### Direction
Only the number is wanted: how many lines of these entries contain the word "that"?

### Records for the task
******
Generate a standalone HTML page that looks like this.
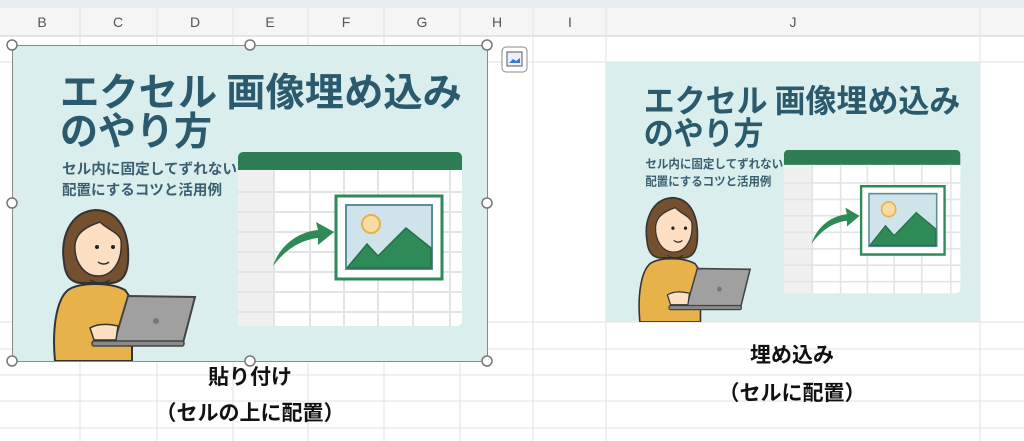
******
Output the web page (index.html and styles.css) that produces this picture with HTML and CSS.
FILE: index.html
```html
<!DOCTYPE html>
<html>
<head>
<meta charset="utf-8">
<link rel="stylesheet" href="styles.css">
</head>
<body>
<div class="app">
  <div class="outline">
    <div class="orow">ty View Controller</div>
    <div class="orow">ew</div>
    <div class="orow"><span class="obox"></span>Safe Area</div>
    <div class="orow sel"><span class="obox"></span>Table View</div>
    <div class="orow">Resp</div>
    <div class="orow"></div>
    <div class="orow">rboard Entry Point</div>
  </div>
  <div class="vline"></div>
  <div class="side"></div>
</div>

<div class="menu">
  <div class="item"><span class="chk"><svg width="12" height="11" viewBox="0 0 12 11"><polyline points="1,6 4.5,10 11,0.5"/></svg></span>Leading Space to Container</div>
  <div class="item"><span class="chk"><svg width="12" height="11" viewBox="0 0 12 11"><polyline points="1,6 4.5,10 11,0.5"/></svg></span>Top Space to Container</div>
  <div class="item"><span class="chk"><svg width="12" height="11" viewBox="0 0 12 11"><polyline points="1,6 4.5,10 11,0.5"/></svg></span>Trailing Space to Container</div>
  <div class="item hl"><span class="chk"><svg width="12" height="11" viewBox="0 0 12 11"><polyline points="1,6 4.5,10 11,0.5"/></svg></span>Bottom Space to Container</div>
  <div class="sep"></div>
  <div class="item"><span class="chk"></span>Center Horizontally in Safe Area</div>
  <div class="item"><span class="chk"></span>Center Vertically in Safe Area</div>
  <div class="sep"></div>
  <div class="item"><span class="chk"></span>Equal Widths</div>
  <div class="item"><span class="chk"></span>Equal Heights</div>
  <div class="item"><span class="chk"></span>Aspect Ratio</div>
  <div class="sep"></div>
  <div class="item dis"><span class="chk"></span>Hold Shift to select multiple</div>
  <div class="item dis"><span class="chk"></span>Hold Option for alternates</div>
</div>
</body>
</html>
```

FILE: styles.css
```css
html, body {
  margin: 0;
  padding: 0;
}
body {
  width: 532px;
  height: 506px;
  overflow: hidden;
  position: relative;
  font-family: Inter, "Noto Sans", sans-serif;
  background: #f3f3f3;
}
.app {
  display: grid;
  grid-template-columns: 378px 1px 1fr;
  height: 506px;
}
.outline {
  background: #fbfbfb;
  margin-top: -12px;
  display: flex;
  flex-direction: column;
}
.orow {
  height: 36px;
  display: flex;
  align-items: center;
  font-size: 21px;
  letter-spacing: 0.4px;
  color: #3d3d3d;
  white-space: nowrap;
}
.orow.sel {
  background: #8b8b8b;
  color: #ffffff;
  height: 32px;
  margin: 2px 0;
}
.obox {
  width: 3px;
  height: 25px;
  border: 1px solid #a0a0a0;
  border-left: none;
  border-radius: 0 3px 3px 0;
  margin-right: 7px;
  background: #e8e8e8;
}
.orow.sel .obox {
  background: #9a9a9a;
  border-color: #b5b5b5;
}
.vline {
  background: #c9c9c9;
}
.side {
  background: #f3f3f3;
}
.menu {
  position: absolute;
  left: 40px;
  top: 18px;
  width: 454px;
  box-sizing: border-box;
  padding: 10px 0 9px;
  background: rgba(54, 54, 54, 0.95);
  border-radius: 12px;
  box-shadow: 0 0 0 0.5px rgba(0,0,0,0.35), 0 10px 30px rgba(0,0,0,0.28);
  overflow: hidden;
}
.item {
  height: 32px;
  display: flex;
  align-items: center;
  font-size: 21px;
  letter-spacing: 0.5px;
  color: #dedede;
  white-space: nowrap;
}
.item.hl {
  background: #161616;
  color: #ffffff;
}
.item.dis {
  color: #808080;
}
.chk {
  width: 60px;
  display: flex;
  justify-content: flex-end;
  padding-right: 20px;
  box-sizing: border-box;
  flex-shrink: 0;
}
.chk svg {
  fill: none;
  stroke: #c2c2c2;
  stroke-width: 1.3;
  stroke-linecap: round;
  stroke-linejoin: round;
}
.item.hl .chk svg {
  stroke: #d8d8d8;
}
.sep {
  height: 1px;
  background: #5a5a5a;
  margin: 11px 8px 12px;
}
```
******
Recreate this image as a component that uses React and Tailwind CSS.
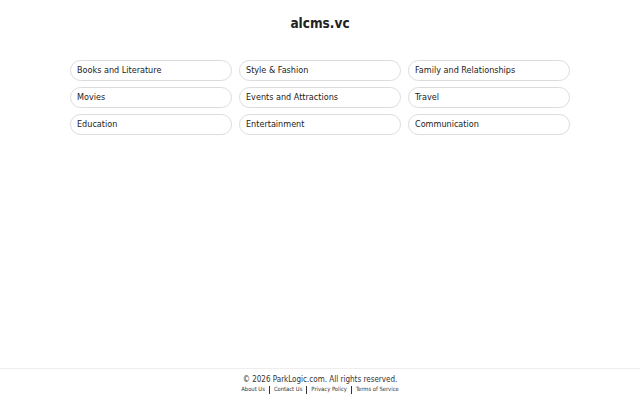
******
### Result of this exercise
3